The Emperor and his court retired to Kyoto, the old capital, which became a religious center. Tokyo (then Edo) developed as the political heart of the country under hereditary military rulers, the shoguns, who eventually obtained kingly powers. They required that immediate subordinates - the leaders of the already existing 260 divisions of Japan - live one year out of two in Tokyo. This arrangement necessitated that each leader maintain dual luxury mansions - and in the upgrading of their own subalterns, who stayed at home to do the daily work.

Culture and education gradually trickled down to the common people, and the tastes of the aristocracy, especially for the tea ceremony, collections of small objects of art, and the habit of meditating, were gradually adopted by all levels of society.

The Japanese, today's most avid tourists, have always loved to make pilgrimages, even solitary strolls, to commune with trees, mountains, snow, flowers, creatures large and small.

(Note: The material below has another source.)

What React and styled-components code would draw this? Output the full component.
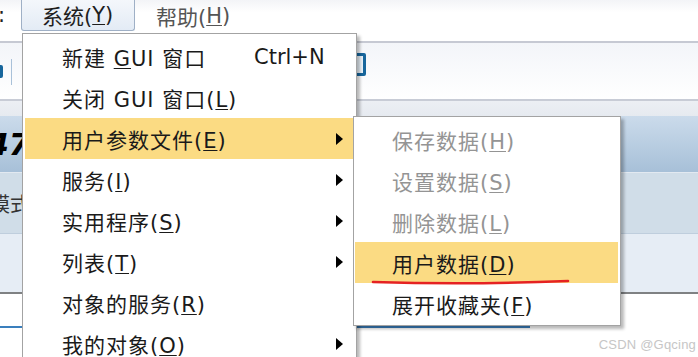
import React from 'react';
import styled, { createGlobalStyle } from 'styled-components';

const GlobalStyle = createGlobalStyle`
  html, body {
    margin: 0;
    padding: 0;
    background: #fff;
  }
  body {
    font-family: "DejaVu Sans", "Noto Sans CJK SC", sans-serif;
  }
`;

const Screen = styled.div`
  position: relative;
  width: 698px;
  height: 357px;
  overflow: hidden;
  display: flex;
  flex-direction: column;
  font-family: "DejaVu Sans", "Noto Sans CJK SC", sans-serif;
`;

/* menu bar */
const MenuBar = styled.div`
  height: 41px;
  display: flex;
  align-items: flex-start;
  background: linear-gradient(#f3f4f7, #fff 30%);
  border-bottom: 2px solid #c6c9d3;
  font-size: 21px;
  color: #222;
`;

const Colon = styled.span`
  width: 23px;
  margin-left: -2px;
  line-height: 30px;
`;

const MenuTitle = styled.div`
  height: 31px;
  box-sizing: border-box;
  display: flex;
  align-items: center;
  padding: 0 ${p => (p.$active ? '20px' : '0')};
  margin-right: ${p => (p.$active ? '21px' : '0')};
  width: ${p => (p.$active ? '114px' : 'auto')};
  color: ${p => (p.$active ? '#1e1e1e' : '#555')};
  background: ${p => (p.$active ? 'linear-gradient(#f4f7fb, #e3ebf5)' : 'transparent')};
  border: ${p => (p.$active ? '1px solid #9fb0c6' : 'none')};
  border-top: none;
  border-radius: 0 0 3px 3px;
`;

const U = styled.span`
  text-decoration: underline;
  text-underline-offset: 2px;
  text-decoration-thickness: 1px;
`;

/* toolbar */
const Toolbar = styled.div`
  height: 56px;
  display: flex;
  align-items: center;
  background: linear-gradient(#f3f5f9, #fff);
  border-bottom: 2px solid #c8ccd6;
`;

const ToolIcon = styled.div`
  width: ${p => p.$w}px;
  height: ${p => p.$h}px;
  box-sizing: border-box;
  border: 3px solid #17669c;
  background: #e8f1f8;
  margin-left: ${p => p.$ml}px;
  margin-top: ${p => p.$mt}px;
  border-radius: 2px;
`;

const ToolSep = styled.div`
  width: 1px;
  height: 26px;
  background: #a9c1d9;
  margin-left: 8px;
  margin-top: 2px;
`;

const SubBand = styled.div`
  height: 15px;
  background: linear-gradient(#eceff4, #e6eaf0);
`;

const TitleBand = styled.div`
  height: 56px;
  display: flex;
  align-items: center;
  background: linear-gradient(#cbdbeb, #a7c0d8);
  border-bottom: 1px solid #e2e9f1;
`;

const BigNum = styled.span`
  font-family: "DejaVu Sans", sans-serif;
  font-weight: bold;
  font-style: italic;
  font-size: 30px;
  margin-left: -12px;
  color: #000;
`;

const ModeRow = styled.div`
  height: 60px;
  display: flex;
  align-items: center;
  background: #d0dde8;
  border-bottom: 1px solid #bfcedd;
  font-family: "Noto Sans CJK SC", sans-serif;
  font-size: 20px;
  color: #333;

  span {
    margin-left: -10px;
  }
`;

const DataRow = styled.div`
  height: 58px;
  background: #e6edf5;
  border-bottom: 2px solid #7f8183;
`;

const WhiteArea = styled.div`
  flex: 1;
  background: #fff;
  padding-top: 32px;
`;

const FocusLine = styled.div`
  width: 530px;
  height: 2px;
  background: #3a7fbd;
`;

/* dropdown menus */
const Dropdown = styled.div`
  position: absolute;
  left: ${p => p.$left}px;
  top: ${p => p.$top}px;
  width: ${p => p.$width}px;
  box-sizing: border-box;
  background: #fff;
  border: 1px solid #a3a3a3;
  box-shadow: 3px 3px 3px rgba(0, 0, 0, 0.28);
  padding: ${p => p.$pad};
  font-size: 21px;
  letter-spacing: 1px;
  z-index: ${p => p.$z};
`;

const Item = styled.div`
  height: 41px;
  display: flex;
  align-items: center;
  padding-left: 37px;
  padding-right: 10px;
  color: ${p => (p.$disabled ? '#949494' : '#1a1a1a')};
  background: ${p => (p.$hot ? '#fbdb83' : 'transparent')};
`;

const Label = styled.span`
  flex: 1;
  white-space: pre;
`;

const Shortcut = styled.span`
  width: 89px;
  letter-spacing: 0;
`;

const Arrow = styled.span`
  width: 0;
  height: 0;
  border-top: 6px solid transparent;
  border-bottom: 6px solid transparent;
  border-left: 7px solid #000;
`;

const Scribble = styled.svg`
  position: absolute;
  left: 370px;
  top: 276px;
  z-index: 5;
`;

const Watermark = styled.div`
  position: absolute;
  right: 2px;
  bottom: 5px;
  font-family: "Liberation Sans", sans-serif;
  font-size: 13px;
  color: #c6c6c6;
  letter-spacing: 0.2px;
`;

const mainItems = [
  { label: '新建 ', mn: 'G', rest: 'UI 窗口', shortcut: 'Ctrl+N' },
  { label: '关闭 GUI 窗口(', mn: 'L', rest: ')' },
  { label: '用户参数文件(', mn: 'E', rest: ')', sub: true, hot: true },
  { label: '服务(', mn: 'I', rest: ')', sub: true },
  { label: '实用程序(', mn: 'S', rest: ')', sub: true },
  { label: '列表(', mn: 'T', rest: ')', sub: true },
  { label: '对象的服务(', mn: 'R', rest: ')' },
  { label: '我的对象(', mn: 'O', rest: ')', sub: true },
];

const subItems = [
  { label: '保存数据(', mn: 'H', rest: ')', disabled: true },
  { label: '设置数据(', mn: 'S', rest: ')', disabled: true },
  { label: '删除数据(', mn: 'L', rest: ')', disabled: true },
  { label: '用户数据(', mn: 'D', rest: ')', hot: true },
  { label: '展开收藏夹(', mn: 'F', rest: ')' },
];

const MenuItem = ({ item }) => (
  <Item $hot={item.hot} $disabled={item.disabled}>
    <Label>
      {item.label}
      <U>{item.mn}</U>
      {item.rest}
    </Label>
    {item.shortcut && <Shortcut>{item.shortcut}</Shortcut>}
    {item.sub && <Arrow />}
  </Item>
);

export default function App() {
  return (
    <>
      <GlobalStyle />
      <Screen>
        <MenuBar>
          <Colon>:</Colon>
          <MenuTitle $active>
            系统(<U>Y</U>)
          </MenuTitle>
          <MenuTitle>
            帮助(<U>H</U>)
          </MenuTitle>
        </MenuBar>
        <Toolbar>
          <ToolIcon $w={20} $h={13} $ml={-17} $mt={0} />
          <ToolSep />
          <ToolIcon $w={22} $h={23} $ml={332} $mt={-14} />
        </Toolbar>
        <SubBand />
        <TitleBand>
          <BigNum>47</BigNum>
        </TitleBand>
        <ModeRow>
          <span>模式</span>
        </ModeRow>
        <DataRow />
        <WhiteArea>
          <FocusLine />
        </WhiteArea>

        <Dropdown $left={22} $top={33} $width={335} $pad="2px 3px 0 2px" $z={2}>
          {mainItems.map((it, i) => (
            <MenuItem key={i} item={it} />
          ))}
        </Dropdown>

        <Dropdown $left={353} $top={116} $width={268} $pad="2px 2px 1px 1px" $z={3}>
          {subItems.map((it, i) => (
            <MenuItem key={i} item={it} />
          ))}
        </Dropdown>

        <Scribble width="202" height="12" viewBox="0 0 202 12">
          <path d="M3 6 Q100 9 198 5" stroke="#e52222" strokeWidth="2.6" fill="none" strokeLinecap="round" />
        </Scribble>

        <Watermark>CSDN @Gqcing</Watermark>
      </Screen>
    </>
  );
}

These were also used to decorate their homes; the first as prints, the last as sculpture.

Never vulgar, easy, a joke, or a caricature, animal art in Japan is full of style, exquisitely crafted, lyrical, at some times true to life, at others quite fanciful. It presents to man a subtle and charming knowledge of the world around him. The sculpture shown here is realistic but with an overall sense of poetry. The dog, a good friend of man, was supposed to have magic powers - its barkings were thought to drive away evil-intentioned spirits. Our well-fed puppy is cast in bronze with a thin wash of gold.

Japan opened its doors to the world again after the middle of the 19th century. In this transition, leaders lost power and homes were shuffled around, which led - among other things - to a general surplus of decorative art. In 1871 and '72, when Frenchman Henry Cernuschi, on a round-the-world trip, arrived in Tokyo, he was amazed by the quantities of exquisite small animal sculptures available; he carefully selected and purchased literally hundreds of them. They were placed in his villa and eventually donated to the city of Paris, which for many years has operated the home as the Mus'ee Cernuschi. The collection, without doubt one of the most valuable of its kind, was presented at a grand showing in 1986, sponsored by the mayor of Paris. Especially honored was the governor of Tokyo, who, accompanied by the ambassador of Japan to France, attended the ceremonial opening as part of the celebration of the ``Season of Tokyo'' in Paris.